Murderball” is an astonishing documentary movie about quadriplegic rugby (in fact, it's closer to full-contact handball in armoured wheelchairs than any sort of rugby, but hey). Players are given points rankings according to the severity of their disability, and the limit is not on numbers of players on-court but rather on total points in play. The film follows Team USA, who have dominated the sport, and Joe Soares, the man who was, for them, possibly the greatest ever player and who went on to coach Canada immediately after being dropped. Everything about it is utterly gripping; the sport itself, the characters involved and their personalities, the bitter rivalry between Soares and the USA (particularly the undoubted star of the film, the astonishingly charismatic Mark Zupan).

There are really three threads. One is Soares; he is shown with teams, with his wife, with the bright, unathletic son who desperately wants to make his disciplinarian dad proud. A second follows a young man recently into a chair as he realises how his life is going to be; the love on his face when he tries out Zupan's rugby chair, crashing into things and revelling in the physicality, is an utterly touching moment. The third is Team USA and, increasingly, Zupan, who by the end of the film has become the team's official spokesman. We follow him back to his high-school reunion, and meet the one-time best friend who accidentally put him in the chair, as well as the gorgeous girlfriend and loving parents.
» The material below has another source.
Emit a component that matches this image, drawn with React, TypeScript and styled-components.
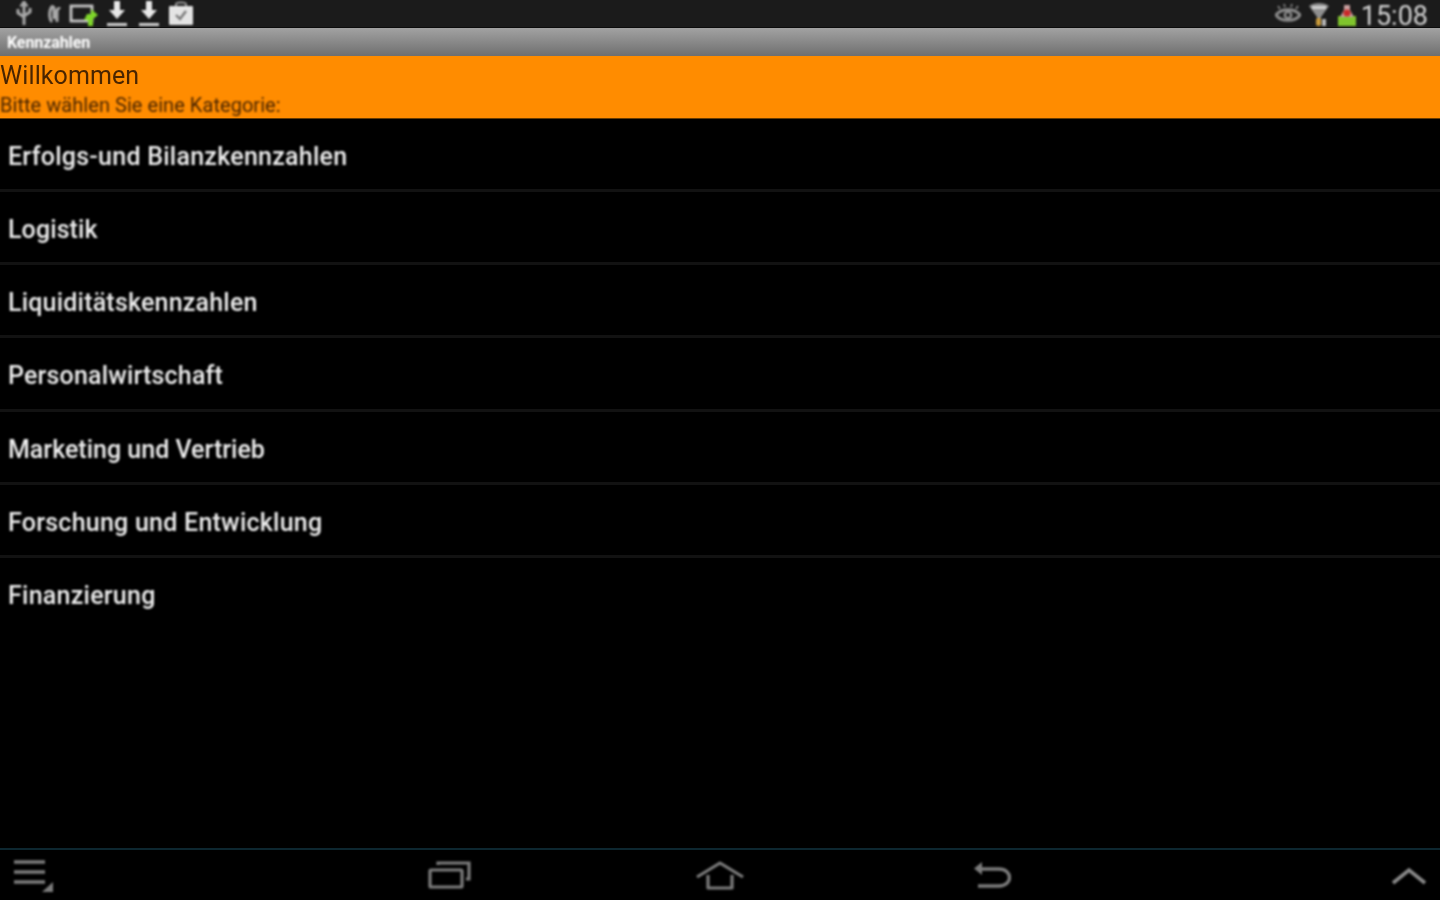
import React from 'react';
import styled, { createGlobalStyle } from 'styled-components';

const categories = [
  { name: 'Erfolgs-und Bilanzkennzahlen', tracking: 0.25 },
  { name: 'Logistik', tracking: 0.1 },
  { name: 'Liquiditätskennzahlen', tracking: 0.2 },
  { name: 'Personalwirtschaft', tracking: 0.17 },
  { name: 'Marketing und Vertrieb', tracking: 0 },
  { name: 'Forschung und Entwicklung', tracking: 0.24 },
  { name: 'Finanzierung', tracking: 0.25 },
];

const GlobalStyle = createGlobalStyle`
  html, body {
    margin: 0;
    padding: 0;
    background: #000;
  }
`;

const Screen = styled.div`
  width: 1440px;
  height: 900px;
  display: flex;
  flex-direction: column;
  overflow: hidden;
  background: #000;
  font-family: Roboto, "Liberation Sans", sans-serif;
`;

const StatusBar = styled.div`
  height: 28px;
  flex: none;
  display: flex;
  align-items: center;
  justify-content: space-between;
  background: #1b1b1b;
  border-bottom: 1px solid #0c0c0c;
  box-sizing: border-box;
`;

const IconGroup = styled.div`
  display: flex;
  align-items: center;
  filter: blur(0.8px);
`;

const LeftIcons = styled(IconGroup)`
  padding-left: 8px;
`;

const RightIcons = styled(IconGroup)`
  padding-right: 12px;
`;

const StatusSlot = styled.div<{ $width: number }>`
  width: ${({ $width }) => $width}px;
  display: flex;
  justify-content: center;
`;

const Clock = styled.span`
  font-size: 27px;
  line-height: 28px;
  color: #d4d4d4;
  margin-left: 1px;
  position: relative;
  top: 2px;
`;

const TitleBar = styled.div`
  height: 28px;
  flex: none;
  display: flex;
  align-items: center;
  padding-left: 7px;
  background: linear-gradient(#a2a2a2, #6f6f6f);
`;

const TitleText = styled.span`
  font-size: 16px;
  font-weight: 700;
  letter-spacing: -0.1px;
  color: #ffffff;
  filter: blur(0.8px);
`;

const Banner = styled.div`
  height: 63px;
  flex: none;
  box-sizing: border-box;
  background: #ff8c00;
  color: #4a2500;
  border-bottom: 1px solid #6a3c00;
  display: flex;
  flex-direction: column;
`;

const BannerTitle = styled.span`
  font-size: 25px;
  line-height: 30px;
  margin-top: 5px;
  letter-spacing: 0.1px;
  filter: blur(0.7px);
`;

const BannerHint = styled.span`
  font-size: 20px;
  line-height: 24px;
  margin-top: 2px;
  letter-spacing: 0.05px;
  color: #4a2500;
  filter: blur(0.8px);
`;

const List = styled.ul`
  list-style: none;
  margin: 0;
  padding: 0;
  flex: 1;
`;

const Row = styled.li`
  height: 73.2px;
  box-sizing: border-box;
  display: flex;
  align-items: center;
  padding: 5px 0 0 8px;
  border-bottom: 3px solid #121212;
  font-size: 25px;
  font-weight: 500;
  color: #eeeeee;

  &:first-child {
    height: 73px;
    padding-top: 4px;
  }

  &:last-child {
    border-bottom: 0;
    padding-top: 1px;
  }
`;

const RowLabel = styled.span<{ $tracking: number }>`
  letter-spacing: ${({ $tracking }) => $tracking}px;
  filter: blur(0.9px);
`;

const NavBar = styled.div`
  height: 52px;
  flex: none;
  box-sizing: border-box;
  display: flex;
  align-items: center;
  padding: 2px 0 0 12px;
  background: #000;
  border-top: 2px solid #0d2730;
`;

const NavButton = styled.div<{ $gap?: number }>`
  display: flex;
  margin-left: ${({ $gap }) => $gap ?? 0}px;
  filter: blur(0.8px);
`;

const UsbIcon = () => (
  <svg width="22" height="26" viewBox="0 0 22 26" fill="none" stroke="#a8a8a8" strokeWidth="3">
    <path d="M11 4V24M5 8V12L11 16M17 7V11L11 15" />
    <path d="M9 4H13L11 1Z" fill="#a8a8a8" />
  </svg>
);

const ClipIcon = () => (
  <svg width="18" height="26" viewBox="0 0 18 26" fill="none" stroke="#a8a8a8" strokeWidth="3">
    <path d="M7 21C4 18 4 11 6 7C7 5 9 5 9 8V18M12 21V10C12 8 14 7 15 8" />
  </svg>
);

const SyncIcon = () => (
  <svg width="30" height="26" viewBox="0 0 30 26" fill="none">
    <rect x="2" y="5" width="21" height="15" stroke="#c8c8c8" strokeWidth="2.8" />
    <path d="M18 13H22V8L29 14L24 18V25H19V19H15Z" fill="#7fd62a" />
  </svg>
);

const DownloadIcon = () => (
  <svg width="22" height="26" viewBox="0 0 22 26" fill="#e8e8e8">
    <path d="M8 0H14V9H19L11 18L3 9H8Z" />
    <rect x="1" y="22" width="20" height="3" fill="#d0d0d0" />
  </svg>
);

const TaskIcon = () => (
  <svg width="26" height="26" viewBox="0 0 26 26" fill="none">
    <path d="M8 6V3C8 1 18 1 18 3V6" stroke="#9a9a9a" strokeWidth="2" />
    <rect x="1" y="5" width="24" height="19" rx="1" fill="#e4e4e4" />
    <path d="M8 14L12 18L18 10" stroke="#777" strokeWidth="2.4" />
  </svg>
);

const EyeIcon = () => (
  <svg width="26" height="22" viewBox="0 0 26 22" fill="none" stroke="#8c8c8c">
    <path d="M1 12C6 5 20 5 25 12C20 19 6 19 1 12Z" strokeWidth="3" />
    <circle cx="13" cy="12" r="3.2" strokeWidth="2.4" />
    <path d="M5 6L3 3M10 4L9 1M16 4L17 1M21 6L23 3" strokeWidth="1.6" />
  </svg>
);

const WifiIcon = () => (
  <svg width="22" height="26" viewBox="0 0 22 26">
    <path d="M1 5C6 1 16 1 21 5L13 16V24H9V16Z" fill="#8f8f8f" />
    <path d="M4 5H18V8H4Z" fill="#d0d0d0" />
    <rect x="8" y="17" width="5" height="8" rx="2" fill="#c99a3a" />
    <rect x="14" y="18" width="4" height="7" fill="#b8b8b8" />
  </svg>
);

const AlertIcon = () => (
  <svg width="20" height="24" viewBox="0 0 20 24">
    <rect x="1" y="14" width="18" height="10" fill="#7fc42c" />
    <path d="M7 3H13V8L17 15H3L7 8Z" fill="#c9a0a0" />
    <circle cx="10" cy="11" r="3.6" fill="#c92a2a" />
  </svg>
);

const MenuIcon = () => (
  <svg width="42" height="36" viewBox="0 0 42 36" fill="none" stroke="#7c7c7c" strokeWidth="3.6">
    <path d="M2 4H33M2 14H33M2 24H33" />
    <path d="M30 34L41 34V24Z" fill="#7c7c7c" stroke="none" />
  </svg>
);

const RecentIcon = () => (
  <svg width="44" height="30" viewBox="0 0 44 30" fill="none" stroke="#7c7c7c" strokeWidth="3.2">
    <rect x="2" y="9" width="32" height="17" rx="1" />
    <path d="M10 4V2H41V18H38" />
  </svg>
);

const HomeIcon = () => (
  <svg width="50" height="30" viewBox="0 0 50 30" fill="none" stroke="#7c7c7c" strokeWidth="3.2" strokeLinejoin="round">
    <path d="M2 16L25 2L48 16" />
    <path d="M13 14V27H37V14" />
  </svg>
);

const BackIcon = () => (
  <svg width="38" height="30" viewBox="0 0 38 30" fill="none" stroke="#7c7c7c" strokeWidth="3.4">
    <path d="M6 8H26C40 8 40 25 26 25H5" />
    <path d="M9 1V14L1 7.5Z" fill="#7c7c7c" stroke="none" />
  </svg>
);

const ChevronIcon = () => (
  <svg width="36" height="20" viewBox="0 0 36 20" fill="none" stroke="#8a8a8a" strokeWidth="3.6">
    <path d="M2 17L18 4L34 17" />
  </svg>
);

const App: React.FC = () => {
  return (
    <Screen>
      <GlobalStyle />
      <StatusBar>
        <LeftIcons>
          <StatusSlot $width={32}><UsbIcon /></StatusSlot>
          <StatusSlot $width={27}><ClipIcon /></StatusSlot>
          <StatusSlot $width={34}><SyncIcon /></StatusSlot>
          <StatusSlot $width={32}><DownloadIcon /></StatusSlot>
          <StatusSlot $width={32}><DownloadIcon /></StatusSlot>
          <StatusSlot $width={32}><TaskIcon /></StatusSlot>
        </LeftIcons>
        <RightIcons>
          <StatusSlot $width={32}><EyeIcon /></StatusSlot>
          <StatusSlot $width={30}><WifiIcon /></StatusSlot>
          <StatusSlot $width={26}><AlertIcon /></StatusSlot>
          <Clock>15:08</Clock>
        </RightIcons>
      </StatusBar>
      <TitleBar>
        <TitleText>Kennzahlen</TitleText>
      </TitleBar>
      <Banner>
        <BannerTitle>Willkommen</BannerTitle>
        <BannerHint>Bitte wählen Sie eine Kategorie:</BannerHint>
      </Banner>
      <List>
        {categories.map(({ name, tracking }) => (
          <Row key={name}>
            <RowLabel $tracking={tracking}>{name}</RowLabel>
          </Row>
        ))}
      </List>
      <NavBar>
        <NavButton>
          <MenuIcon />
        </NavButton>
        <NavButton $gap={374}>
          <RecentIcon />
        </NavButton>
        <NavButton $gap={223}>
          <HomeIcon />
        </NavButton>
        <NavButton $gap={228}>
          <BackIcon />
        </NavButton>
        <NavButton $gap={380}>
          <ChevronIcon />
        </NavButton>
      </NavBar>
    </Screen>
  );
};

export default App;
Perhaps the most touching thing about the whole thing is the way that both Soares and Zupan seem to start the film furious with the world and everything in it, and by the end seem to be in every way more balanced, happier people. Or perhaps it's the way that the enormously dangerous-looking quad rugby (Zupan, paraphrased: “we used to call it Murderball, but that made it hard to get corporate sponsorship”) has brought physicality and machismo back into the lives of these young men, and pride, and not a little simple happiness. It makes no call on you for pity. This is a superb film, and the fact that it's on general release gives me back a little faith.

9-11-2005 (archived)

Broken Flowers” is another wonderful, subtle performance from Bill Murray, full of gorgeous, intelligent visuals. In fact, wonderful and subtle pretty much describe the whole film. Quiet, economical, witty, and intense. See it.